I'm referring specifically to the Mormon culture, not the religion (although, admittedly, there are some who consider the religion kind of goofy, but I'll leave that as a corollary to be worked out by someone else). For example,
- Where did this whole don't drink caffeinated beverages come from? I once had a missionary companion who believed we should avoid caffeine in any form and in any amount - including chocolate. When we taught investigators about the word of wisdom, he would actually tell them that they would have to give up chocolate - a point of serious contention between us. He was totally unfazed when I pointed out that they sell chocolate desserts in the cafeteria at the Temple. But, in a sense, I could understand where he was coming from. If caffeine in beverages is bad then why is it OK in food products? As a young neophyte Mormon, I even asked that question. The response I invariably got was that the level of caffeine in chocolate is much lower than in coffee. But, if caffeine is bad, at what level does it become OK? As I matured in my Mormonhood, I started to ask where it was written that we were to avoid caffeinated beverages? Nobody has ever been able to point me to any official statement stating such. All I've ever gotten is explanations like "my aunt has a friend whose cousin attended a regional conference where the general authority in attendance said ...". My only conclusion is that Mormon's who believe we shouldn't drink caffeinated beverages are full of hooey. And, so I partake (I prefer Coke over Pepsi). On my mission, we had a secret combination of Elders who drank coke. We called ourselves the "Church of cheese and rice of rattle day snakes".
- On a similar vein, who thought up that ridiculous notion that face cards are evil and of the devil? I've always been amazed at Mormon's who see nothing wrong with playing poker with Rook cards; but, let them catch you playing gin rummy with face cards and they start dusting off the bottom of their feet. This one I've actually done a fair amount of research on. The only thing I ever came up with was a talk from the early part of last century that equated card playing with wasting time - that poor GA is probably rolling over in his grave as he sees video games and other clever ways we've come up with to waste time even more effectively.

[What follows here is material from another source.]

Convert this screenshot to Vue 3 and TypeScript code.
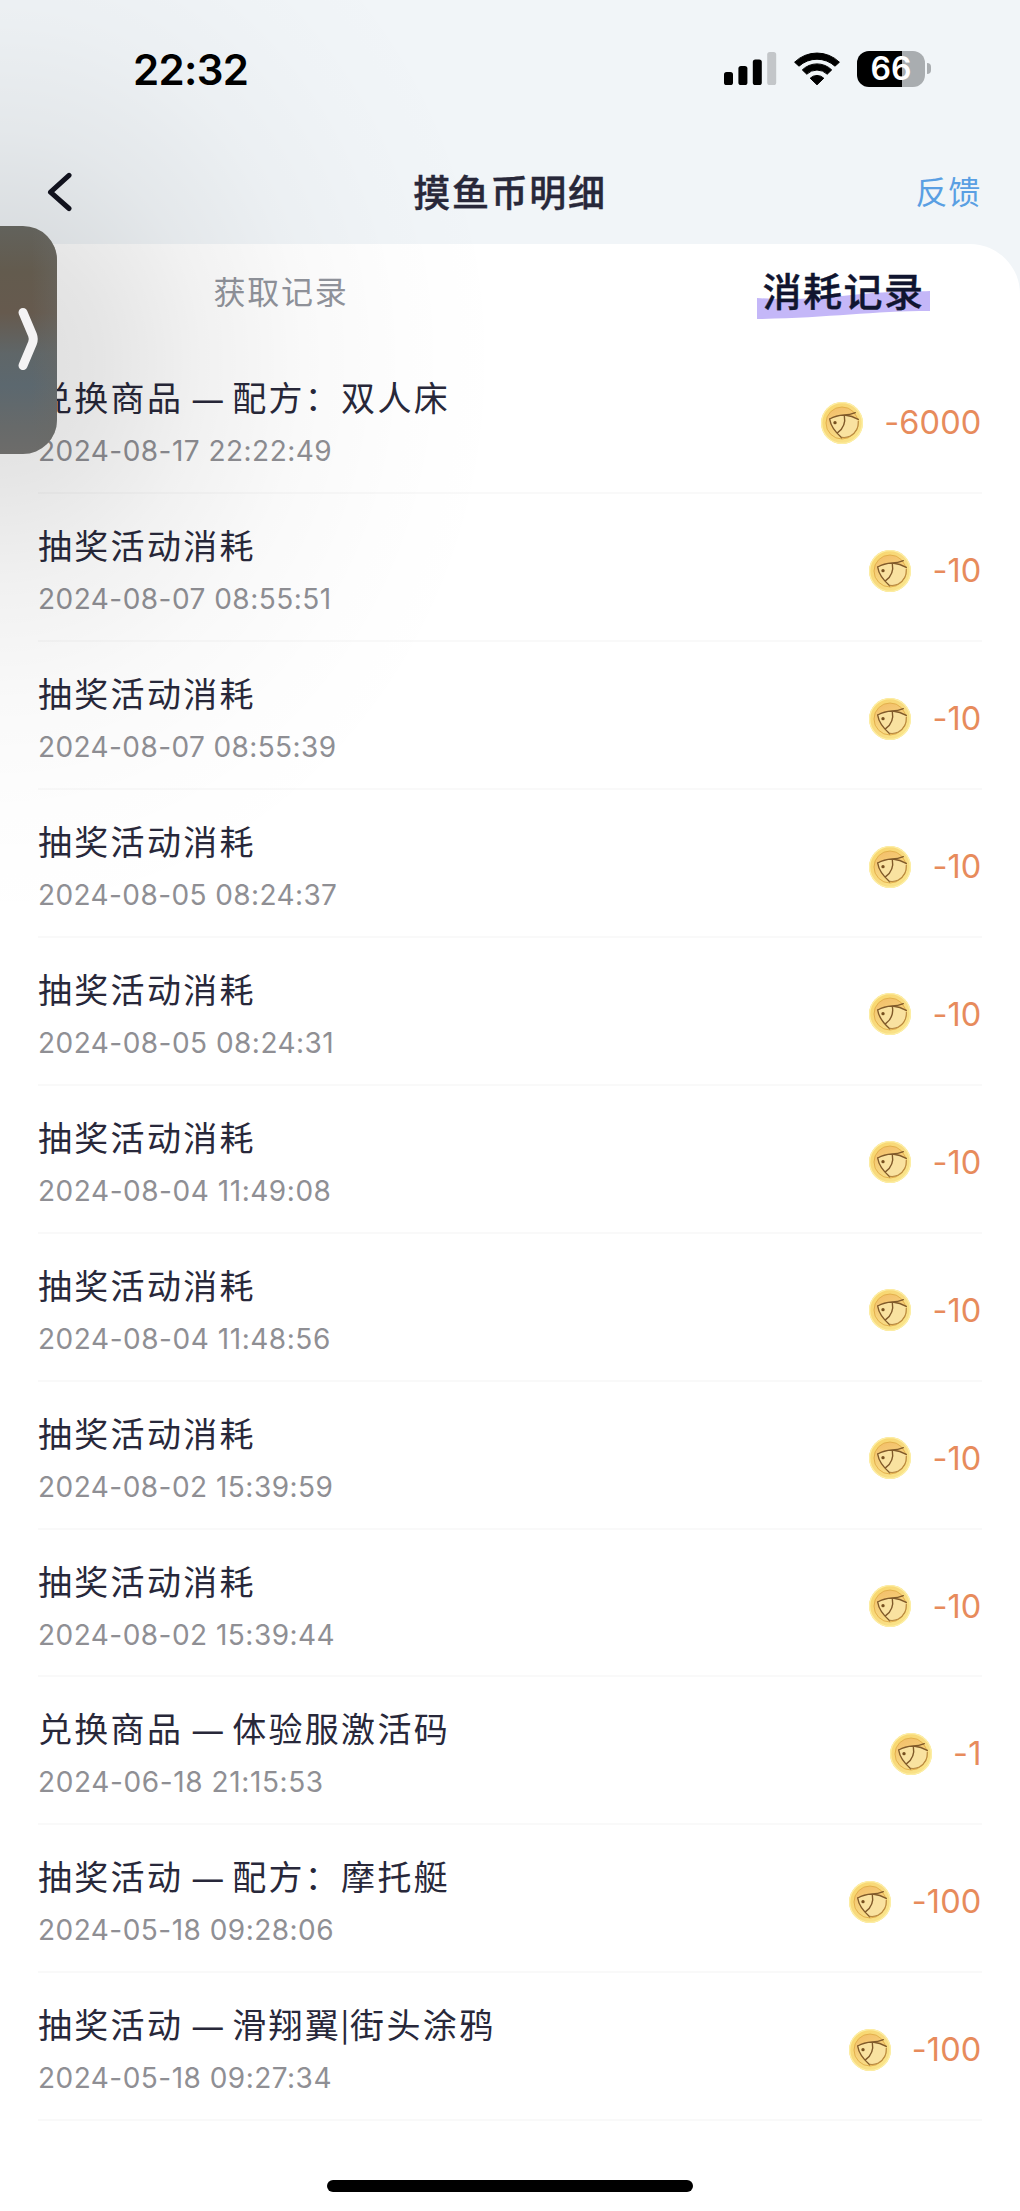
<script setup lang="ts">
interface Part {
  text: string
  kind: 'text' | 'dash' | 'bar'
}
interface Entry {
  parts: Part[]
  time: string
  tracking: string
  amount: string
}

const split = (title: string): Part[] =>
  title
    .split(/( — |\|)/)
    .map((text) => ({ text, kind: text === ' — ' ? 'dash' : text === '|' ? 'bar' : 'text' }))

// Narrow "1" glyphs get a little more tracking so the timestamps keep an even width.
const tracking = (time: string): string =>
  `${(0.4 + 0.07 * (time.split('1').length - 1)).toFixed(2)}px`

const entry = (title: string, time: string, amount: string): Entry => ({
  parts: split(title),
  time,
  tracking: tracking(time),
  amount,
})

const entries: Entry[] = [
  entry('兑换商品 — 配方：双人床', '2024-08-17 22:22:49', '-6000'),
  entry('抽奖活动消耗', '2024-08-07 08:55:51', '-10'),
  entry('抽奖活动消耗', '2024-08-07 08:55:39', '-10'),
  entry('抽奖活动消耗', '2024-08-05 08:24:37', '-10'),
  entry('抽奖活动消耗', '2024-08-05 08:24:31', '-10'),
  entry('抽奖活动消耗', '2024-08-04 11:49:08', '-10'),
  entry('抽奖活动消耗', '2024-08-04 11:48:56', '-10'),
  entry('抽奖活动消耗', '2024-08-02 15:39:59', '-10'),
  entry('抽奖活动消耗', '2024-08-02 15:39:44', '-10'),
  entry('兑换商品 — 体验服激活码', '2024-06-18 21:15:53', '-1'),
  entry('抽奖活动 — 配方：摩托艇', '2024-05-18 09:28:06', '-100'),
  entry('抽奖活动 — 滑翔翼|街头涂鸦', '2024-05-18 09:27:34', '-100'),
]
</script>

<template>
  <div class="screen">
    <header class="status">
      <span class="clock">22:32</span>
      <div class="indicators">
        <svg class="signal" width="53" height="34" viewBox="0 0 53 34">
          <rect x="0" y="20" width="9" height="13" rx="2.6" />
          <rect x="14.4" y="14" width="9" height="19" rx="2.6" />
          <rect x="28.8" y="7.5" width="9" height="25.5" rx="2.6" />
          <rect x="43.2" y="0" width="9" height="33" rx="2.6" fill="#c3c6c9" />
        </svg>
        <svg class="wifi" width="46" height="34" viewBox="0 0 46 34">
          <path d="M0.600 10.200A32 32 0 0 1 45.400 10.200L41 14.200A26.700 26.700 0 0 0 5 14.200Z" stroke="#000" stroke-width="1" stroke-linejoin="round" />
          <path d="M8.300 17.900A21 21 0 0 1 37.700 17.900L33.200 22.200A14.600 14.600 0 0 0 12.800 22.200Z" stroke="#000" stroke-width="1" stroke-linejoin="round" />
          <path d="M16.200 26.200A9.800 9.800 0 0 1 29.800 26.200L23 32.800Z" stroke="#000" stroke-width="1" stroke-linejoin="round" />
        </svg>
        <div class="battery">
          <div class="cell">66</div>
          <i class="nub"></i>
        </div>
      </div>
    </header>

    <nav class="nav">
      <svg class="back" width="26" height="42" viewBox="0 0 26 42">
        <path d="M23 4.300 4.500 21.200 23 37.500" fill="none" stroke="#12131f" stroke-width="5" stroke-linecap="round" stroke-linejoin="round" />
      </svg>
      <h1 class="heading">摸鱼币明细</h1>
      <a class="feedback">反馈</a>
    </nav>

    <main class="panel">
      <div class="tabs">
        <div class="tab"><span>获取记录</span></div>
        <div class="tab active">
          <span class="label">
            <svg class="marker" width="173" height="30" viewBox="0 0 173 30">
              <path d="M0 8C40 11 75 7 105 4S150 2 173 1V21C115 21 70 28 0 29Z" fill="#c4b7f8" />
            </svg>
            <span class="word">消耗记录</span>
          </span>
        </div>
      </div>

      <ul class="list">
        <li v-for="(item, i) in entries" :key="i" class="row">
          <div class="info">
            <p class="title"><span v-for="(part, n) in item.parts" :key="n" :class="part.kind">{{ part.text }}</span></p>
            <p class="time" :style="{ letterSpacing: item.tracking }">{{ item.time }}</p>
          </div>
          <div class="cost">
            <svg class="coin" width="44" height="44" viewBox="0 0 132 132">
              <defs>
                <linearGradient id="rim" x1="0" y1="0" x2="1" y2="1">
                  <stop offset="0" stop-color="#f9d769" />
                  <stop offset="0.5" stop-color="#f8da80" />
                  <stop offset="1" stop-color="#fbe88c" />
                </linearGradient>
                <linearGradient id="face" x1="0" y1="0" x2="0.3" y2="1">
                  <stop offset="0" stop-color="#f3bd68" />
                  <stop offset="1" stop-color="#f8dc86" />
                </linearGradient>
              </defs>
              <circle cx="66" cy="66" r="63" fill="url(#rim)" />
              <circle cx="66" cy="66" r="61" fill="none" stroke="#fdefa6" stroke-width="4" />
              <circle cx="66" cy="66" r="48" fill="url(#face)" stroke="#e3b04c" stroke-width="3" />
              <path d="M29 54Q50 43 72 43Q98 42 114 58Q116 88 90 106Q77 112 62 108Q34 80 29 54Z" fill="#f9e2a0" />
              <path d="M29 54Q48 43 72 42Q90 42 106 35M74 42Q96 44 115 55M29 54Q33 82 65 110M73 43Q79 76 53 95" fill="none" stroke="#805a2a" stroke-width="4.200" stroke-linecap="round" stroke-linejoin="round" />
              <path d="M115 60Q117 90 91 105Q78 111 66 109" fill="none" stroke="#b98a42" stroke-width="3.500" stroke-linecap="round" />
              <circle cx="45" cy="65" r="5" fill="#76501f" />
            </svg>
            <span class="amount">{{ item.amount }}</span>
          </div>
        </li>
      </ul>
    </main>

    <div class="shade"></div>
    <div class="drawer">
      <svg width="24" height="68" viewBox="0 0 24 68">
        <path d="M6 6.500 15.500 29Q17 33 15.500 37L6 59.500" fill="none" stroke="#f4f3f4" stroke-width="9" stroke-linecap="round" stroke-linejoin="round" />
      </svg>
    </div>
    <div class="home"></div>
  </div>
</template>

<style>
body {
  margin: 0;
}
</style>

<style scoped>
.screen {
  position: relative;
  width: 1020px;
  height: 2211px;
  overflow: hidden;
  background: #f1f5f8;
  font-family: Inter, 'Noto Sans CJK SC', sans-serif;
  color: #28283a;
}
.status {
  display: flex;
  justify-content: space-between;
  align-items: center;
  height: 137px;
  padding: 0 89px 0 133px;
  box-sizing: border-box;
}
.clock {
  font-size: 42px;
  font-weight: 600;
  letter-spacing: -0.700px;
  color: #000;
  padding-top: 1px;
}
.indicators {
  display: flex;
  align-items: center;
}
.signal {
  margin-right: 17px;
}
.wifi {
  margin-right: 17px;
}
.battery {
  display: flex;
  align-items: center;
  gap: 2px;
}
.cell {
  width: 68px;
  height: 36px;
  border-radius: 12px;
  background: linear-gradient(90deg, #000 0 44.500px, #a9adb0 44.500px);
  color: #fff;
  font-size: 32px;
  font-weight: 600;
  line-height: 36px;
  text-align: center;
}
.nub {
  width: 4px;
  height: 11px;
  border-radius: 0 5px 5px 0;
  background: #a9adb0;
}
.nav {
  display: grid;
  grid-template-columns: 200px 1fr 200px;
  align-items: center;
  height: 107px;
  padding: 2px 39px 0 46px;
  box-sizing: border-box;
}
.heading {
  margin: 0 7px 0 0;
  padding-top: 4px;
  text-align: center;
  font-size: 37px;
  font-weight: 500;
  letter-spacing: 1.700px;
  line-height: 50px;
  -webkit-text-stroke: 0.400px currentColor;
}
.feedback {
  padding-bottom: 3px;
  text-align: right;
  font-size: 32px;
  letter-spacing: 0.700px;
  color: #5a9fe3;
}
.panel {
  height: 1967px;
  background: #fff;
  border-radius: 0 50px 0 0;
}
.tabs {
  display: grid;
  grid-template-columns: 562px 1fr;
  height: 102.400px;
}
.tab {
  height: 92px;
  display: flex;
  align-items: center;
  justify-content: center;
  font-size: 32px;
  letter-spacing: 1.700px;
  color: #91949c;
}
.active {
  height: 90px;
  padding-left: 105px;
  font-size: 39px;
  font-weight: 500;
  letter-spacing: 1.500px;
  color: #101530;
  -webkit-text-stroke: 0.400px currentColor;
}
.label {
  position: relative;
}
.marker {
  position: absolute;
  left: -5px;
  bottom: -3px;
}
.word {
  position: relative;
}
.list {
  margin: 0;
  padding: 0 38px;
  list-style: none;
}
.row {
  display: flex;
  justify-content: space-between;
  height: 147.900px;
  box-sizing: border-box;
  border-bottom: 2px solid rgba(30, 30, 50, 0.026);
}
.info {
  padding-top: 28px;
}
.title {
  height: 50px;
  margin: 0;
  font-size: 34px;
  line-height: 50px;
  letter-spacing: 2.300px;
  white-space: pre;
}
.dash {
  display: inline-block;
  width: 49px;
  font-size: 30px;
  text-align: center;
  letter-spacing: 0;
}
.bar {
  display: inline-block;
  width: 9px;
  font-size: 29px;
  text-indent: -1px;
  letter-spacing: 0;
}
.time {
  margin: 9px 0 0;
  font-size: 28px;
  line-height: 36px;
  color: #8f8f94;
}
.cost {
  display: flex;
  align-items: center;
  height: 153px;
}
.coin {
  margin-right: 20px;
}
.amount {
  margin-right: 0.500px;
  font-size: 32.500px;
  letter-spacing: 0.150px;
  color: #e78b5c;
}
.shade {
  position: absolute;
  inset: 0;
  background: radial-gradient(
    510px 570px at 0 360px,
    rgba(0, 0, 0, 0.135),
    rgba(0, 0, 0, 0.1) 20%,
    rgba(0, 0, 0, 0.053) 40%,
    rgba(0, 0, 0, 0.022) 60%,
    rgba(0, 0, 0, 0.007) 80%,
    transparent
  );
}
.drawer {
  position: absolute;
  left: 0;
  top: 226px;
  width: 57px;
  height: 228px;
  display: flex;
  align-items: center;
  padding-left: 17px;
  box-sizing: border-box;
  border-radius: 0 34px 34px 0;
  background: linear-gradient(#62625c, #635b4e 20%, #665a4e 38%, #5f6668 56%, #5c686f 70%, #676a6a 88%, #6d6c6a);
}
.drawer::after {
  content: '';
  position: absolute;
  inset: 0;
  border-radius: inherit;
  background: linear-gradient(90deg, transparent 55%, rgba(106, 106, 102, 0.45));
}
.drawer svg {
  position: relative;
  z-index: 1;
}
.home {
  position: absolute;
  left: 327px;
  top: 2180px;
  width: 366px;
  height: 12px;
  border-radius: 6px;
  background: #000;
}
</style>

- Have you ever heard a general authority come right out and say we aren't supposed to watch R-rated movies? No, I doubt you have. They tell us: "Do not attend, view, or participate in entertainment that is vulgar, immoral, violent, or pornographic in any way. Do not participate in entertainment that in any way presents immorality or violent behavior as acceptable." (For the Strength of Youth, p.17) Some simpleton has translated that to say that R-rated movies are inherently vulgar, immoral, and/or pornographic - the implication being that PG-13, PG, and G rated moves are uplifting, moral, and clean. I've got news for you - there are some PG and PG-13 movies out there which are pretty vulgar, immoral, and even pornographic. And, there are some R-rated movies which are none of those. Something else to consider. As I understand it, Canada has a rating system similar to that of the US; however, there are some movies which are R-rated in the US, but PG rated in Canada. Does that mean it's OK for Canadian saints to watch them but not US saints? Now, I'm not saying this to justify me watching R-rated movies. Quite the contrary - I don't watch popular R-rated movies - period. The simple reason is that I work extensively with the youth in the church - and they will sometimes ask, point blank, if I've seen a certain popular movie. It's much easier to just be able to respond "No" then to either lie or say "Yes, but ..." and go off into a tirade about how some R-rated movies can be OK (much like I did above). Now, I didn't say I don't watch any R-rated movies. I specifically qualified my statement by saying popular R-rated movies. A guilty pleasure of mine is to watch gay-themed R-rated movies. But, I have little fear of a church youth ever asking me "have you seen Latter Days?" If one ever does then I guess I'm pretty much screwed.
- "... when ye are in the service of your fellow beings ye are only in the service of your God. " (Mosiah 2:17). I believe very much in giving service to others. This is a principal I've tried to instill in my children. But, in the LDS church, I've seen service gone awry. For example, I once saw a brother putting up chairs after church. I went up to him and pointed out that the ward that follows us will need the chairs setup. Undaunted, he continued putting the chairs away saying "I don't want to deny them the blessings they will get from setting up chairs." Uh huh!
- Some Mormons take great pride in their pioneer heritage, and that's OK. But, I've seen some take this even further - as if having Mormon pioneer ancestors who came across the plains somehow makes them better, smarter, or more qualified. My grandfather was a drunken bastard who died before I was even born - so what! That has no bearing on who I am. And your Mormon pioneer ancestors have no bearing on who you are. You and you alone are responsible for who you turn out to be.
Don't get me wrong - I love Mormon's - I love being a Mormon. Some church leaders have told us "we are a peculiar people" - and I guess some have taken that statement literally and have gone to great lengths to be peculiar - even to the point of being goofy.